_Task details_.
Repeat each line of the material below exactly as it appears, minus any pictures.

--

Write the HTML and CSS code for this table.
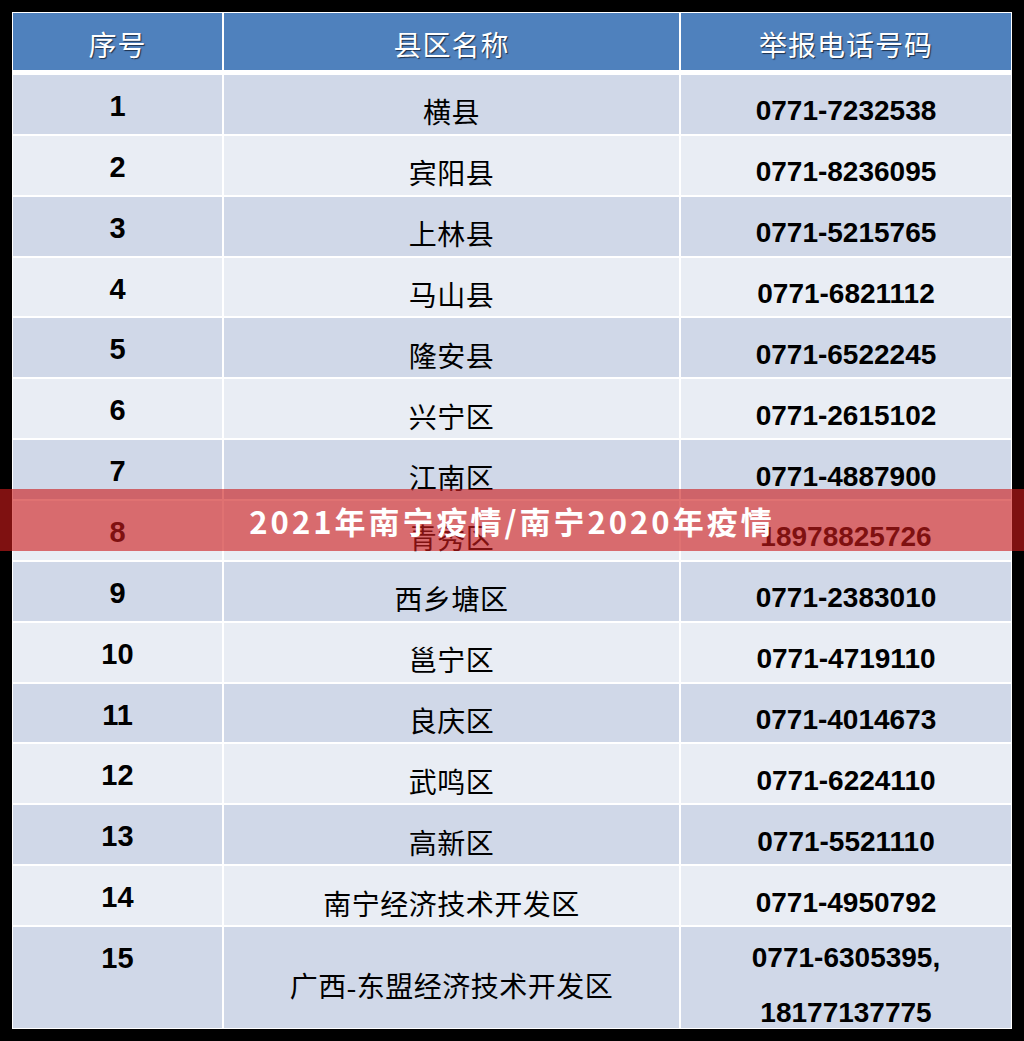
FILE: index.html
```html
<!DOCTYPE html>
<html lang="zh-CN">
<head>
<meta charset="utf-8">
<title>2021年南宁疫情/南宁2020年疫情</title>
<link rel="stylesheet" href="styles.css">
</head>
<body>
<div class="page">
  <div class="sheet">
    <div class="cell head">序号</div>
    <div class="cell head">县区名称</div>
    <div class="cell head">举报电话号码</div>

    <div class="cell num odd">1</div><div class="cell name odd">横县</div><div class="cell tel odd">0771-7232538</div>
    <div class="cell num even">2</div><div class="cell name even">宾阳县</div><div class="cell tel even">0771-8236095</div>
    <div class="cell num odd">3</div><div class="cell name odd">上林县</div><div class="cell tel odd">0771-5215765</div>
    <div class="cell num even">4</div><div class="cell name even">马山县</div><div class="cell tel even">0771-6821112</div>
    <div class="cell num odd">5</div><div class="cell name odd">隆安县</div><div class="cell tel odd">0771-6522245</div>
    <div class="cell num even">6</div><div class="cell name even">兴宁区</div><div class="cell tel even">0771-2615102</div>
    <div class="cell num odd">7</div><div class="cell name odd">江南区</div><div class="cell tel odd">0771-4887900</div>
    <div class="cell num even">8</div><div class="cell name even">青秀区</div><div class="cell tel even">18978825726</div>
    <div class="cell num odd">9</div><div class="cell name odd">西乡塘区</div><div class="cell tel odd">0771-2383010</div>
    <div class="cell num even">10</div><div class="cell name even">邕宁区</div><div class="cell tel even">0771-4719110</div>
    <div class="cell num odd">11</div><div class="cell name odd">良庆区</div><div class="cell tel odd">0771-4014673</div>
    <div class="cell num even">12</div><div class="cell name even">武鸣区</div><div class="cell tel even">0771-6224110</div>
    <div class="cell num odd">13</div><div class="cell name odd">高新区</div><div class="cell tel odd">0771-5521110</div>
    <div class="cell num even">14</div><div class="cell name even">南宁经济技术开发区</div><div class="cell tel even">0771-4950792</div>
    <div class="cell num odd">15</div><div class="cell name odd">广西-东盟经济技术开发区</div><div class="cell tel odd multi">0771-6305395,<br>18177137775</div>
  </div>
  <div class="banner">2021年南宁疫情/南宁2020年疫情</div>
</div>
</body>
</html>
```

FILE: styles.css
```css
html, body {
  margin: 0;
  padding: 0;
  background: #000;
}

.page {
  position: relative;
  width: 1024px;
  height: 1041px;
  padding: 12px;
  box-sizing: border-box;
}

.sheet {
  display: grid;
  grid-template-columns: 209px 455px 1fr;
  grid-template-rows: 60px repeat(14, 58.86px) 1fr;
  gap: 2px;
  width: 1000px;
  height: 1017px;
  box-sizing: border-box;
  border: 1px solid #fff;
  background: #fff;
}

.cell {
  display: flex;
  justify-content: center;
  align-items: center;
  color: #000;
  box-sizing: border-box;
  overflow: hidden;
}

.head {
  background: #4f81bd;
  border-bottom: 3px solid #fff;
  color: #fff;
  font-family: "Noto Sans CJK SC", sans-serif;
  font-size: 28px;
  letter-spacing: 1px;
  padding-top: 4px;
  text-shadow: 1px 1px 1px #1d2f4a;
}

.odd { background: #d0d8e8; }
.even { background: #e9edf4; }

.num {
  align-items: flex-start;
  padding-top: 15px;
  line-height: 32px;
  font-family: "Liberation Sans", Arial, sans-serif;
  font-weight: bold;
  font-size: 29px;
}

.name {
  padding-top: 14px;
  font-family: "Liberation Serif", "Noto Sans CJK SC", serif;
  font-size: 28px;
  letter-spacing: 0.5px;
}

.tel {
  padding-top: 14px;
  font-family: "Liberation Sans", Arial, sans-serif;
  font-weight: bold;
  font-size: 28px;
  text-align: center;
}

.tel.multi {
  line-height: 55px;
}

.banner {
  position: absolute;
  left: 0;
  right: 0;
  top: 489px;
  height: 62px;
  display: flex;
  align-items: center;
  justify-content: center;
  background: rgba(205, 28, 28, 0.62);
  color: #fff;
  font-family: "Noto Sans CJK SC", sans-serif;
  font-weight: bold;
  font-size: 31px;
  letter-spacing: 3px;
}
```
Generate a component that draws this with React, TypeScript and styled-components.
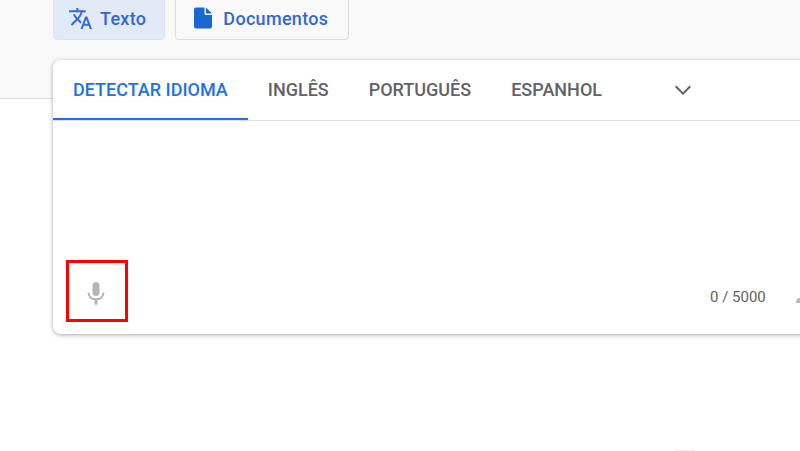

--

_Solution to this exercise_.
Write the HTML and CSS code for this table.
FILE: index.html
```html
<!DOCTYPE html>
<html lang="zh-CN">
<head>
<meta charset="utf-8">
<title>2021年南宁疫情/南宁2020年疫情</title>
<link rel="stylesheet" href="styles.css">
</head>
<body>
<div class="page">
  <div class="sheet">
    <div class="cell head">序号</div>
    <div class="cell head">县区名称</div>
    <div class="cell head">举报电话号码</div>

    <div class="cell num odd">1</div><div class="cell name odd">横县</div><div class="cell tel odd">0771-7232538</div>
    <div class="cell num even">2</div><div class="cell name even">宾阳县</div><div class="cell tel even">0771-8236095</div>
    <div class="cell num odd">3</div><div class="cell name odd">上林县</div><div class="cell tel odd">0771-5215765</div>
    <div class="cell num even">4</div><div class="cell name even">马山县</div><div class="cell tel even">0771-6821112</div>
    <div class="cell num odd">5</div><div class="cell name odd">隆安县</div><div class="cell tel odd">0771-6522245</div>
    <div class="cell num even">6</div><div class="cell name even">兴宁区</div><div class="cell tel even">0771-2615102</div>
    <div class="cell num odd">7</div><div class="cell name odd">江南区</div><div class="cell tel odd">0771-4887900</div>
    <div class="cell num even">8</div><div class="cell name even">青秀区</div><div class="cell tel even">18978825726</div>
    <div class="cell num odd">9</div><div class="cell name odd">西乡塘区</div><div class="cell tel odd">0771-2383010</div>
    <div class="cell num even">10</div><div class="cell name even">邕宁区</div><div class="cell tel even">0771-4719110</div>
    <div class="cell num odd">11</div><div class="cell name odd">良庆区</div><div class="cell tel odd">0771-4014673</div>
    <div class="cell num even">12</div><div class="cell name even">武鸣区</div><div class="cell tel even">0771-6224110</div>
    <div class="cell num odd">13</div><div class="cell name odd">高新区</div><div class="cell tel odd">0771-5521110</div>
    <div class="cell num even">14</div><div class="cell name even">南宁经济技术开发区</div><div class="cell tel even">0771-4950792</div>
    <div class="cell num odd">15</div><div class="cell name odd">广西-东盟经济技术开发区</div><div class="cell tel odd multi">0771-6305395,<br>18177137775</div>
  </div>
  <div class="banner">2021年南宁疫情/南宁2020年疫情</div>
</div>
</body>
</html>
```

FILE: styles.css
```css
html, body {
  margin: 0;
  padding: 0;
  background: #000;
}

.page {
  position: relative;
  width: 1024px;
  height: 1041px;
  padding: 12px;
  box-sizing: border-box;
}

.sheet {
  display: grid;
  grid-template-columns: 209px 455px 1fr;
  grid-template-rows: 60px repeat(14, 58.86px) 1fr;
  gap: 2px;
  width: 1000px;
  height: 1017px;
  box-sizing: border-box;
  border: 1px solid #fff;
  background: #fff;
}

.cell {
  display: flex;
  justify-content: center;
  align-items: center;
  color: #000;
  box-sizing: border-box;
  overflow: hidden;
}

.head {
  background: #4f81bd;
  border-bottom: 3px solid #fff;
  color: #fff;
  font-family: "Noto Sans CJK SC", sans-serif;
  font-size: 28px;
  letter-spacing: 1px;
  padding-top: 4px;
  text-shadow: 1px 1px 1px #1d2f4a;
}

.odd { background: #d0d8e8; }
.even { background: #e9edf4; }

.num {
  align-items: flex-start;
  padding-top: 15px;
  line-height: 32px;
  font-family: "Liberation Sans", Arial, sans-serif;
  font-weight: bold;
  font-size: 29px;
}

.name {
  padding-top: 14px;
  font-family: "Liberation Serif", "Noto Sans CJK SC", serif;
  font-size: 28px;
  letter-spacing: 0.5px;
}

.tel {
  padding-top: 14px;
  font-family: "Liberation Sans", Arial, sans-serif;
  font-weight: bold;
  font-size: 28px;
  text-align: center;
}

.tel.multi {
  line-height: 55px;
}

.banner {
  position: absolute;
  left: 0;
  right: 0;
  top: 489px;
  height: 62px;
  display: flex;
  align-items: center;
  justify-content: center;
  background: rgba(205, 28, 28, 0.62);
  color: #fff;
  font-family: "Noto Sans CJK SC", sans-serif;
  font-weight: bold;
  font-size: 31px;
  letter-spacing: 3px;
}
```
Generate a component that draws this with React, TypeScript and styled-components.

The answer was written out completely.